What is needed: Transcribe all of the material exactly, except for its pictures.

[start of Record set]

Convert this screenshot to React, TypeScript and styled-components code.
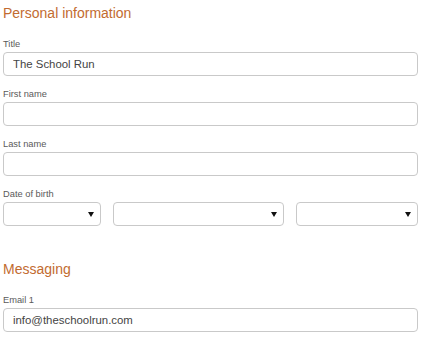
import React from 'react';
import styled, { createGlobalStyle } from 'styled-components';

const GlobalStyle = createGlobalStyle`
  html, body {
    margin: 0;
    padding: 0;
    background: #fff;
  }
  body {
    font-family: 'Liberation Sans', Arial, sans-serif;
  }
`;

const Page = styled.div`
  width: 415px;
  padding: 4px 0 0 3px;
`;

const Section = styled.section`
  margin-bottom: 34px;

  &:last-child {
    margin-bottom: 0;
  }
`;

const Heading = styled.h2`
  margin: 0 0 16px;
  font-size: 14px;
  line-height: 18px;
  font-weight: normal;
  color: #c26b30;
`;

const Field = styled.div`
  margin-bottom: 12px;

  &:last-child {
    margin-bottom: 0;
  }
`;

const Label = styled.label`
  display: block;
  font-size: 9.3px;
  line-height: 12px;
  color: #5a5a5a;
  margin-bottom: 2px;
`;

const TextInput = styled.input`
  display: block;
  box-sizing: border-box;
  width: 100%;
  height: 24px;
  margin: 0;
  padding: 0 9px;
  border: 1px solid #c9c9c9;
  border-radius: 4px;
  background: #fff;
  font-family: 'Liberation Sans', Arial, sans-serif;
  font-size: 11.4px;
  color: #444;
  outline: none;
`;

const DateRow = styled.div`
  display: grid;
  grid-template-columns: 98px 171px 122px;
  column-gap: 12px;
`;

const SelectWrap = styled.div`
  position: relative;

  &::after {
    content: '';
    position: absolute;
    right: 7px;
    top: 10px;
    border-left: 3px solid transparent;
    border-right: 3px solid transparent;
    border-top: 5px solid #111;
    pointer-events: none;
  }
`;

const Select = styled.select`
  display: block;
  box-sizing: border-box;
  width: 100%;
  height: 24px;
  margin: 0;
  border: 1px solid #c9c9c9;
  border-radius: 4px;
  background: #fff;
  appearance: none;
  outline: none;
`;

const App = () => (
  <>
    <GlobalStyle />
    <Page>
      <Section>
        <Heading>Personal information</Heading>
        <Field>
          <Label>Title</Label>
          <TextInput defaultValue="The School Run" />
        </Field>
        <Field>
          <Label>First name</Label>
          <TextInput />
        </Field>
        <Field>
          <Label>Last name</Label>
          <TextInput />
        </Field>
        <Field>
          <Label>Date of birth</Label>
          <DateRow>
            {[0, 1, 2].map((i) => (
              <SelectWrap key={i}>
                <Select />
              </SelectWrap>
            ))}
          </DateRow>
        </Field>
      </Section>
      <Section>
        <Heading>Messaging</Heading>
        <Field>
          <Label>Email 1</Label>
          <TextInput defaultValue="info@theschoolrun.com" />
        </Field>
      </Section>
    </Page>
  </>
);

export default App;
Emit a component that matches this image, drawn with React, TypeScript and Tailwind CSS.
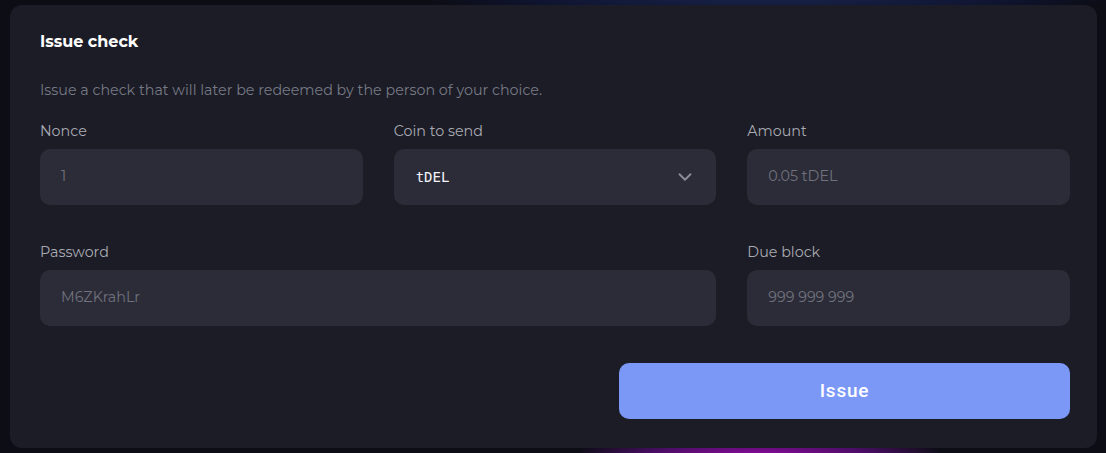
import { ChevronDown } from "lucide-react";

function Field({
  label,
  value,
  className = "",
}: {
  label: string;
  value: string;
  className?: string;
}) {
  return (
    <div className={`flex flex-col gap-[8px] ${className}`}>
      <label className="text-[14.3px] leading-[19px] text-[#a9abb3]">{label}</label>
      <div className="flex h-[56px] items-center rounded-[10px] bg-[#2c2c38] px-[21px] text-[14.3px] text-[#70727d]">
        {value}
      </div>
    </div>
  );
}

export default function App() {
  return (
    <main
      className="relative min-h-screen w-full overflow-hidden bg-[#0c0d15] pb-[5px] pl-[10px] pr-[9px] pt-[5px]"
      style={{ fontFamily: "Montserrat, 'Open Sans', 'Noto Sans', sans-serif" }}
    >
      {/* background glows */}
      <div className="absolute left-[430px] top-[-60px] h-[90px] w-[680px] rounded-full bg-[radial-gradient(ellipse_at_center,#1c2a55_0%,#0f1430_55%,transparent_75%)]" />
      <div className="absolute bottom-[-30px] left-[580px] h-[50px] w-[360px] rounded-full bg-[radial-gradient(ellipse_at_center,#9a0aa8_0%,#4a0d65_45%,transparent_75%)]" />

      <section className="relative flex flex-col rounded-[12px] bg-[#1c1c26] pb-[29px] pl-[30px] pr-[27px] pt-[27px]">
        <h1 className="text-[16px] font-bold leading-[20px] text-white">Issue check</h1>
        <p className="mt-[29px] text-[14.3px] leading-[19px] text-[#767a85]">
          Issue a check that will later be redeemed by the person of your choice.
        </p>

        <div className="mt-[22px] grid grid-cols-3 gap-x-[31px] gap-y-[38px]">
          <Field label="Nonce" value="1" />
          <div className="flex flex-col gap-[8px]">
            <label className="text-[14.3px] leading-[19px] text-[#a9abb3]">Coin to send</label>
            <div className="flex h-[56px] items-center justify-between rounded-[10px] bg-[#2c2c38] pl-[22px] pr-[20px]">
              <span
                className="text-[14px] font-normal text-[#f2f4fa]"
                style={{ fontFamily: "'DejaVu Sans Mono', monospace" }}
              >
                tDEL
              </span>
              <ChevronDown className="h-[22px] w-[22px] text-[#8c8e98]" strokeWidth={2} />
            </div>
          </div>
          <Field label="Amount" value="0.05 tDEL" />
          <Field label="Password" value="M6ZKrahLr" className="col-span-2" />
          <Field label="Due block" value="999 999 999" />
        </div>

        <div className="mt-[37px] flex justify-end">
          <button
            className="h-[56px] w-[451px] rounded-[10px] bg-[#7b98f7] text-[19px] font-medium tracking-[0.8px] text-white"
            style={{ fontFamily: "Roboto, sans-serif" }}
          >
            Issue
          </button>
        </div>
      </section>
    </main>
  );
}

[end of Record set]

Reply to the task:
Convert this screenshot to React, TypeScript and styled-components code.
import React from 'react';
import styled, { createGlobalStyle } from 'styled-components';

const GlobalStyle = createGlobalStyle`
  html, body {
    margin: 0;
    padding: 0;
    background: #fff;
  }
  body {
    font-family: 'Liberation Sans', Arial, sans-serif;
  }
`;

const Page = styled.div`
  width: 415px;
  padding: 4px 0 0 3px;
`;

const Section = styled.section`
  margin-bottom: 34px;

  &:last-child {
    margin-bottom: 0;
  }
`;

const Heading = styled.h2`
  margin: 0 0 16px;
  font-size: 14px;
  line-height: 18px;
  font-weight: normal;
  color: #c26b30;
`;

const Field = styled.div`
  margin-bottom: 12px;

  &:last-child {
    margin-bottom: 0;
  }
`;

const Label = styled.label`
  display: block;
  font-size: 9.3px;
  line-height: 12px;
  color: #5a5a5a;
  margin-bottom: 2px;
`;

const TextInput = styled.input`
  display: block;
  box-sizing: border-box;
  width: 100%;
  height: 24px;
  margin: 0;
  padding: 0 9px;
  border: 1px solid #c9c9c9;
  border-radius: 4px;
  background: #fff;
  font-family: 'Liberation Sans', Arial, sans-serif;
  font-size: 11.4px;
  color: #444;
  outline: none;
`;

const DateRow = styled.div`
  display: grid;
  grid-template-columns: 98px 171px 122px;
  column-gap: 12px;
`;

const SelectWrap = styled.div`
  position: relative;

  &::after {
    content: '';
    position: absolute;
    right: 7px;
    top: 10px;
    border-left: 3px solid transparent;
    border-right: 3px solid transparent;
    border-top: 5px solid #111;
    pointer-events: none;
  }
`;

const Select = styled.select`
  display: block;
  box-sizing: border-box;
  width: 100%;
  height: 24px;
  margin: 0;
  border: 1px solid #c9c9c9;
  border-radius: 4px;
  background: #fff;
  appearance: none;
  outline: none;
`;

const App = () => (
  <>
    <GlobalStyle />
    <Page>
      <Section>
        <Heading>Personal information</Heading>
        <Field>
          <Label>Title</Label>
          <TextInput defaultValue="The School Run" />
        </Field>
        <Field>
          <Label>First name</Label>
          <TextInput />
        </Field>
        <Field>
          <Label>Last name</Label>
          <TextInput />
        </Field>
        <Field>
          <Label>Date of birth</Label>
          <DateRow>
            {[0, 1, 2].map((i) => (
              <SelectWrap key={i}>
                <Select />
              </SelectWrap>
            ))}
          </DateRow>
        </Field>
      </Section>
      <Section>
        <Heading>Messaging</Heading>
        <Field>
          <Label>Email 1</Label>
          <TextInput defaultValue="info@theschoolrun.com" />
        </Field>
      </Section>
    </Page>
  </>
);

export default App;
Emit a component that matches this image, drawn with React, TypeScript and Tailwind CSS.
import { ChevronDown } from "lucide-react";

function Field({
  label,
  value,
  className = "",
}: {
  label: string;
  value: string;
  className?: string;
}) {
  return (
    <div className={`flex flex-col gap-[8px] ${className}`}>
      <label className="text-[14.3px] leading-[19px] text-[#a9abb3]">{label}</label>
      <div className="flex h-[56px] items-center rounded-[10px] bg-[#2c2c38] px-[21px] text-[14.3px] text-[#70727d]">
        {value}
      </div>
    </div>
  );
}

export default function App() {
  return (
    <main
      className="relative min-h-screen w-full overflow-hidden bg-[#0c0d15] pb-[5px] pl-[10px] pr-[9px] pt-[5px]"
      style={{ fontFamily: "Montserrat, 'Open Sans', 'Noto Sans', sans-serif" }}
    >
      {/* background glows */}
      <div className="absolute left-[430px] top-[-60px] h-[90px] w-[680px] rounded-full bg-[radial-gradient(ellipse_at_center,#1c2a55_0%,#0f1430_55%,transparent_75%)]" />
      <div className="absolute bottom-[-30px] left-[580px] h-[50px] w-[360px] rounded-full bg-[radial-gradient(ellipse_at_center,#9a0aa8_0%,#4a0d65_45%,transparent_75%)]" />

      <section className="relative flex flex-col rounded-[12px] bg-[#1c1c26] pb-[29px] pl-[30px] pr-[27px] pt-[27px]">
        <h1 className="text-[16px] font-bold leading-[20px] text-white">Issue check</h1>
        <p className="mt-[29px] text-[14.3px] leading-[19px] text-[#767a85]">
          Issue a check that will later be redeemed by the person of your choice.
        </p>

        <div className="mt-[22px] grid grid-cols-3 gap-x-[31px] gap-y-[38px]">
          <Field label="Nonce" value="1" />
          <div className="flex flex-col gap-[8px]">
            <label className="text-[14.3px] leading-[19px] text-[#a9abb3]">Coin to send</label>
            <div className="flex h-[56px] items-center justify-between rounded-[10px] bg-[#2c2c38] pl-[22px] pr-[20px]">
              <span
                className="text-[14px] font-normal text-[#f2f4fa]"
                style={{ fontFamily: "'DejaVu Sans Mono', monospace" }}
              >
                tDEL
              </span>
              <ChevronDown className="h-[22px] w-[22px] text-[#8c8e98]" strokeWidth={2} />
            </div>
          </div>
          <Field label="Amount" value="0.05 tDEL" />
          <Field label="Password" value="M6ZKrahLr" className="col-span-2" />
          <Field label="Due block" value="999 999 999" />
        </div>

        <div className="mt-[37px] flex justify-end">
          <button
            className="h-[56px] w-[451px] rounded-[10px] bg-[#7b98f7] text-[19px] font-medium tracking-[0.8px] text-white"
            style={{ fontFamily: "Roboto, sans-serif" }}
          >
            Issue
          </button>
        </div>
      </section>
    </main>
  );
}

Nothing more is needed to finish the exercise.